Qu’est-ce que la notion de risque vous évoque et quels sont ceux qui pourraient entraver le fonctionnement de l’académie dans l’atteinte de ses objectifs ?
Je suis très à l’aise avec le risque, surtout lorsque je suis le seul concerné. Il y a certainement un lien avec ma pratique de sports de combat. Ce que je souhaite, au niveau de notre organisation, c’est que les hommes avec un grand H, se sentent en sécurité, mais qu’ils aient conscience que nous sommes dans un environnement qui peut être amené à bouger et à créer de l’instabilité. C’est la frontière entre sécuriser les gens qui sont autour de moi, mais pas non plus trop démystifier le contexte.
Les risques du quotidien, si j’enlève évidemment les grands sujets de vie sociétale, pour nous, ils sont relativement mesurés. Ce qui serait préjudiciable dans notre dynamique, c’est que la politique générale du club change. Ce serait quand même un gros risque, un risque quasiment industriel. S’il y avait un besoin d’immédiateté, nous n’arriverions pas à répondre à cette commande. Ensuite, il y a le capital santé et protection de l’individu, qui est selon moi l’élément le plus important de la vie.
« Ce qui serait préjudiciable dans notre dynamique, c’est que la politique générale du club change. Ce serait quand même un gros risque, un risque quasiment industriel. S’il y avait un besoin d’immédiateté, nous n’arriverions pas à répondre à cette commande. »
Si nous nous trompons d’intentions de jeu, si nous nous trompons sur un match ou sur un cycle, cela nous permettra de voir si nous sommes compétents pour réguler. C’est toute la finesse entre avoir des process, de la méthode, de la rigueur et faire preuve d’agilité pour s’adapter à un contexte qui est changeant. Par ailleurs, la concurrence m’anime peu sur cet aspect. Nous devons nous occuper de nous-même, en performant et en étant meilleurs.
La notion de combat semble avoir une place assez importante dans votre parcours personnel, mais aussi professionnel. Vous avez pratiqué le judo à haut niveau, le Jiu-Jitsu brésilien ainsi que la lutte et vous avez opéré dans deux centres de formation de rugby (ASM Clermont Auvergne et Oyonnax Rugby), un sport collectif de combat et… d’évitement. Que retenez-vous de ces expériences ?

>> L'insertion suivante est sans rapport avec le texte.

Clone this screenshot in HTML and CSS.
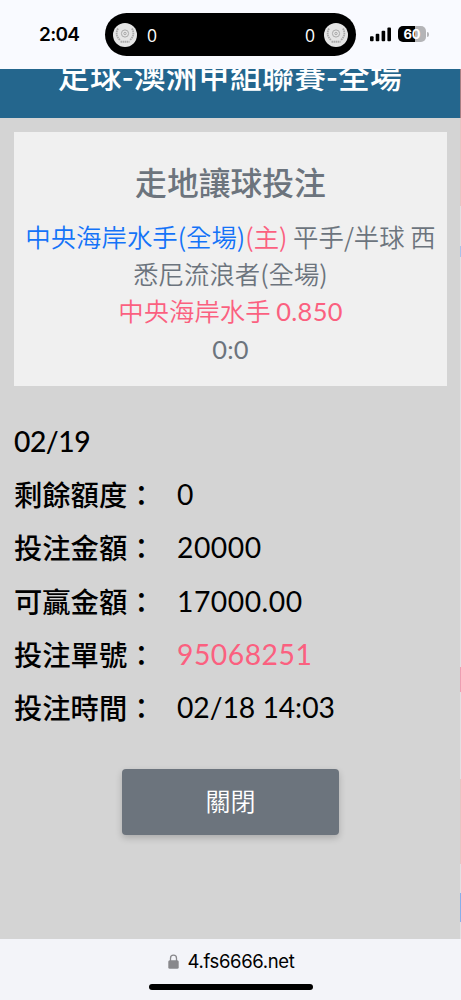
FILE: index.html
```html
<!DOCTYPE html>
<html lang="zh-Hant">
<head>
<meta charset="utf-8">
<meta name="viewport" content="width=device-width, initial-scale=1">
<title>足球-澳洲甲組聯賽-全場</title>
<link rel="stylesheet" href="styles.css">
</head>
<body>
<div class="screen">
  <header class="status">
    <span class="clock">2:04</span>
    <div class="island">
      <svg class="crest" viewBox="0 0 24 24"><circle cx="12" cy="12" r="12" fill="#e5e5e5"/><g fill="none" stroke="#aaa"><circle cx="12" cy="10.5" r="3.6"/><circle cx="12" cy="10.5" r="1.2"/><path d="M5 5.5Q1.5 12 7 17M19 5.5Q22.5 12 17 17" stroke-width="1.8" stroke-dasharray="1.6 .6"/><path d="M7.5 18.8h9" stroke-width="2" stroke-dasharray="1.6 .5"/></g></svg>
      <span class="score">0</span>
      <span class="score score-away">0</span>
      <svg class="crest" viewBox="0 0 24 24"><circle cx="12" cy="12" r="12" fill="#e5e5e5"/><g fill="none" stroke="#aaa"><circle cx="12" cy="10.5" r="3.6"/><circle cx="12" cy="10.5" r="1.2"/><path d="M5 5.5Q1.5 12 7 17M19 5.5Q22.5 12 17 17" stroke-width="1.8" stroke-dasharray="1.6 .6"/><path d="M7.5 18.8h9" stroke-width="2" stroke-dasharray="1.6 .5"/></g></svg>
    </div>
    <svg class="signal" viewBox="0 0 22 15"><rect x="0" y="9.3" width="3.6" height="5" rx="1"/><rect x="5.7" y="6.8" width="3.6" height="7.5" rx="1"/><rect x="11.6" y="3.8" width="3.6" height="10.5" rx="1"/><rect x="17.4" y=".6" width="3.6" height="13.7" rx="1"/></svg>
    <div class="battery"><span class="level">60</span><i class="nub"></i></div>
  </header>

  <div class="page">
    <main class="dialog">
      <h1 class="league"><span>足球-澳洲甲組聯賽-全場</span></h1>
      <section class="card">
        <h2 class="card-title">走地讓球投注</h2>
        <p class="match"><span class="blue">中央海岸水手(全場)</span><span class="pink">(主)</span> 平手/半球 西<br>悉尼流浪者(全場)</p>
        <p class="match pink">中央海岸水手 <span class="num">0.850</span></p>
        <p class="match num">0:0</p>
      </section>
      <dl class="details">
        <div class="row"><dt class="date">02/19</dt></div>
        <div class="row"><dt>剩餘額度：</dt><dd>0</dd></div>
        <div class="row"><dt>投注金額：</dt><dd>20000</dd></div>
        <div class="row"><dt>可贏金額：</dt><dd>17000.00</dd></div>
        <div class="row"><dt>投注單號：</dt><dd class="pink">95068251</dd></div>
        <div class="row"><dt>投注時間：</dt><dd class="time">02/18 14:03</dd></div>
      </dl>
      <button class="close" type="button">關閉</button>
    </main>
    <div class="edge"></div>
  </div>

  <footer class="browser">
    <div class="address">
      <svg class="lock" viewBox="0 0 11 15"><path d="M2.5 7V4.2a3 3 0 0 1 6 0V7" fill="none" stroke="#88888c" stroke-width="1.3"/><rect x=".3" y="6.2" width="10.4" height="8.6" rx="1.5" fill="#88888c"/></svg>
      <span>4.fs6666.net</span>
    </div>
    <i class="home"></i>
  </footer>
</div>
</body>
</html>
```
FILE: styles.css
```css
* { box-sizing: border-box; }
body { margin: 0; }
h1, h2, p, dl, dt, dd { margin: 0; }
.screen {
  width: 461px;
  height: 1000px;
  display: flex;
  flex-direction: column;
  overflow: hidden;
  font-family: "Noto Sans CJK TC", sans-serif;
}
.status {
  flex: none;
  height: 69px;
  padding-top: 13px;
  display: flex;
  align-items: flex-start;
  background: #f9faff;
}
.clock {
  width: 66px;
  margin-left: 39px;
  font: 600 19px/43px Inter, sans-serif;
  letter-spacing: -.7px;
}
.island {
  width: 251px;
  height: 43px;
  padding: 0 8px;
  display: flex;
  align-items: center;
  border-radius: 22px;
  background: #000;
}
.crest { width: 24px; height: 24px; }
.score { margin-left: 10px; color: #fff; font: 17.5px/44px "Open Sans", sans-serif; }
.score-away { margin-left: auto; margin-right: 9px; }
.signal { width: 22px; height: 15px; margin: 14px 0 0 14px; }
.battery { display: flex; align-items: center; margin: 13px 0 0 6px; }
.level {
  width: 28px;
  height: 16px;
  border-radius: 5px;
  background: linear-gradient(90deg, #000 60%, #b4b4b7 60%);
  color: #fff;
  text-align: center;
  font: 700 13px/16px Inter, sans-serif;
}
.nub { width: 2px; height: 5px; margin-left: 1px; border-radius: 0 2px 2px 0; background: #b4b4b7; }
.page { flex: none; height: 870px; display: flex; background: #d4d4d4; }
.dialog { width: 460px; height: 870px; }
.edge {
  width: 1px;
  background: linear-gradient(#a77f83 0 49px, #e4c6c3 49px 137px, #e1e1e3 137px 177px, #a8c2e9 177px 188px, #e1e1e3 188px 598px, #ed9eb2 598px 623px, #e1e1e3 623px 710px, #e4c6c3 710px 795px, #e1e1e3 795px 824px, #89afe9 824px 853px, #e1e1e3 853px);
}
.league {
  height: 49px;
  overflow: hidden;
  background: #24668d;
  color: #fff;
  text-align: center;
  font: 500 31.8px/46px "Noto Sans CJK TC", sans-serif;
  letter-spacing: .3px;
}
.league span { display: block; margin-top: -18px; }
.card {
  width: 433px;
  height: 254px;
  margin: 14px 0 0 14px;
  padding-top: 26px;
  background: #f0f0f0;
  color: #6c747d;
  text-align: center;
}
.card-title { font-size: 31.8px; font-weight: 500; line-height: 46px; margin-bottom: 14px; }
.match { font-size: 25.4px; font-weight: 350; line-height: 37.2px; white-space: nowrap; }
.num { font-family: Lato, sans-serif; font-weight: 400; letter-spacing: .3px; }
.blue { color: #1473f8; }
.pink { color: #fb607f; }
.details { padding: 28px 0 0 14px; }
.row { display: flex; height: 53.3px; align-items: center; font-size: 28.3px; line-height: 40px; }
dt { width: 163px; font-weight: 500; white-space: nowrap; }
.date, dd { font-family: Lato, sans-serif; letter-spacing: .5px; }
.date { letter-spacing: -.5px; }
.time { letter-spacing: -.05px; }
.close {
  display: block;
  width: 217px;
  height: 66px;
  margin: 35px 0 0 122px;
  border: 0;
  border-radius: 4px;
  background: #6c747d;
  box-shadow: 0 3px 7px #0003;
  color: #fff;
  font: 350 25px/62px "Noto Sans CJK TC", sans-serif;
  padding: 0 0 4px;
}
.browser {
  flex: none;
  height: 61px;
  display: flex;
  flex-direction: column;
  align-items: center;
  background: #f3f4f9;
}
.address {
  display: flex;
  align-items: center;
  gap: 8px;
  height: 45px;
  margin-right: -2px;
  font: 18.5px/45px Inter, sans-serif;
  letter-spacing: -.35px;
}
.lock { width: 11px; height: 15px; }
.home { width: 164px; height: 6px; border-radius: 3px; background: #000; }
```
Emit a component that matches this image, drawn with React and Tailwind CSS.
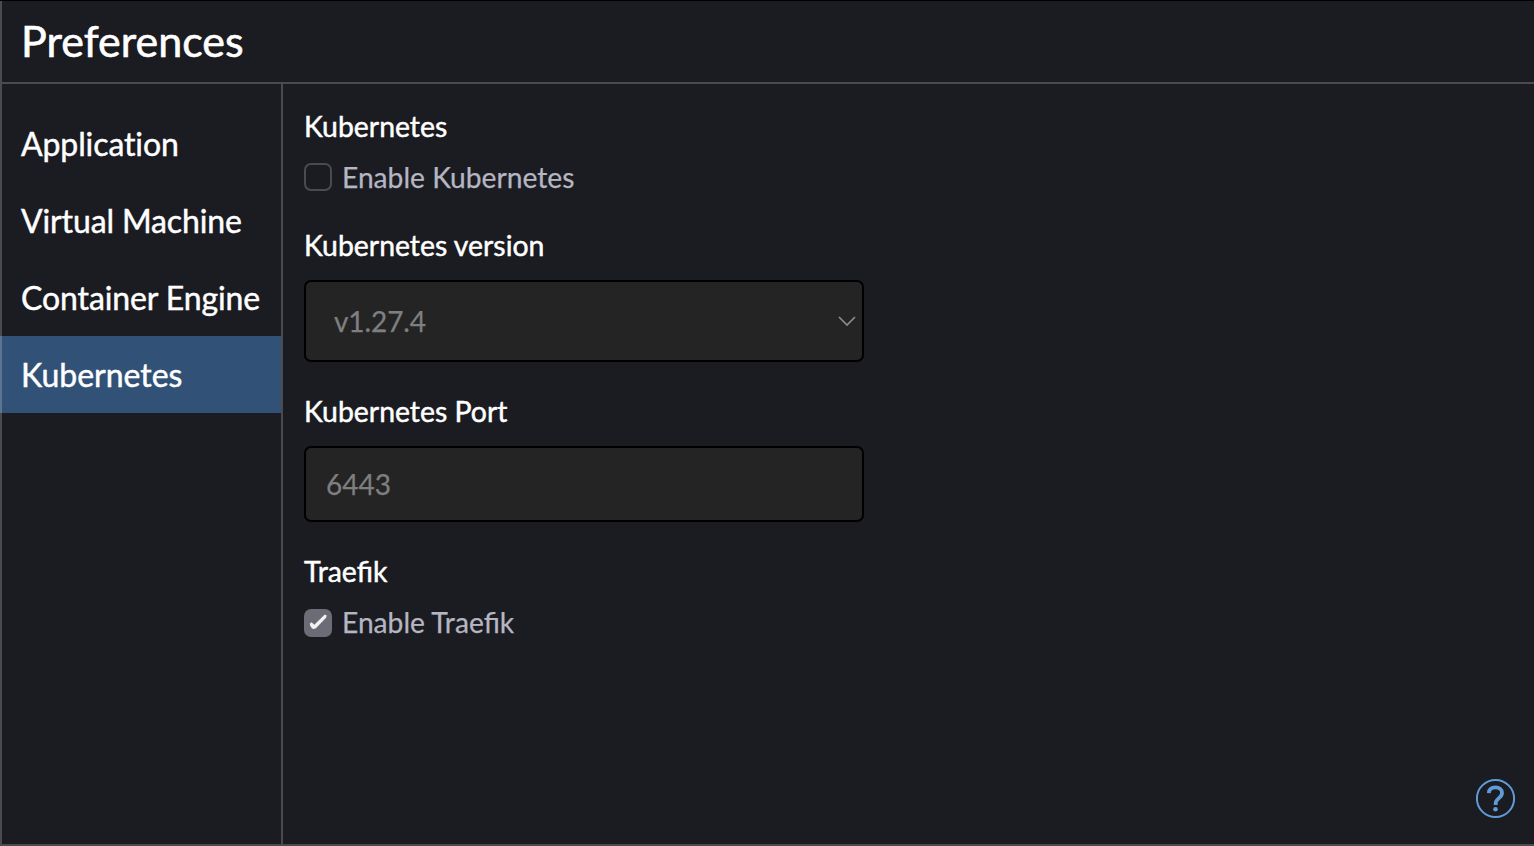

Cela m’a appris que nous devons être animé de résilience. Je ne vois pas comment nous pouvons surmonter les épreuves de la vie, du quotidien, les apprécier, si nous ne sommes pas capables de nous accrocher. C’est souvent paraphrasé, mais au judo, on apprend à chuter et à se relever. J’ai souvent chuté et jusqu’à présent, je me suis toujours relevé. C’est quelque chose qui m’anime.
Le sport individuel stimule l’obligation de savoir s’évaluer. Lorsqu’on perd à un instant T d’une préparation pour des échéances de très haut niveau, que tout se passe en deux secondes, que c’est fini et qu’en plus on salue la personne contre qui on vient de perdre, cela remet bien la tête à l’endroit. C’est quelque chose de très structurant. La vie est belle, mais cela nécessite de s’accrocher.
Pensez-vous que les athlètes pratiquant des sports individuels sont dotés d’outils d’auto-évaluation ou d’auto-régulation, que les pratiquants de sports collectifs développent plus difficilement, mais qui sont nécessaires pour performer à haut-niveau ?
Je pense qu’il y a un juste milieu. Les sports collectifs nécessitent des interactions et des interdépendances, ce qui est aussi un bel indicateur pour la vie collective. La limite, par moments, c’est peut- être la tendance que l’on peut avoir à se reposer sur ces interdépendances, ce que le sportif individuel ne connaît pas.
Dans tout contexte, il y a de bonnes choses à prendre. J’ai appris dans ma vie de sportif qu’on ne peut s’en prendre qu’à soi- même lorsqu’on perd et que personne ne peut effectuer le travail à notre place. J’ai appris dans les sports collectifs qu’à plusieurs on peut être plus compétents et plus complémentaires.
« Le haut niveau structure l’amélioration de la conception de la pratique »
Ce que nous devons beaucoup plus animer chez nos garçons, c’est du déterminisme et de la conscientisation. Je trouve que nous sommes encore en retard là-dessus. Peut-être que le grand « système foot » ne les oblige pas à être moteur tout de suite de cela.
Pour être un footballeur de très haut niveau, il faut être performant absolument sur tout et savoir pourquoi on est là et ce que l’on a à faire pour être meilleur pour soi et pour le collectif. Le haut niveau est toujours révélateur de comment nous devons nous orienter pour mieux pratiquer notre sport. Pour moi, c’est universel. Le haut niveau structure l’amélioration de la conception de la pratique.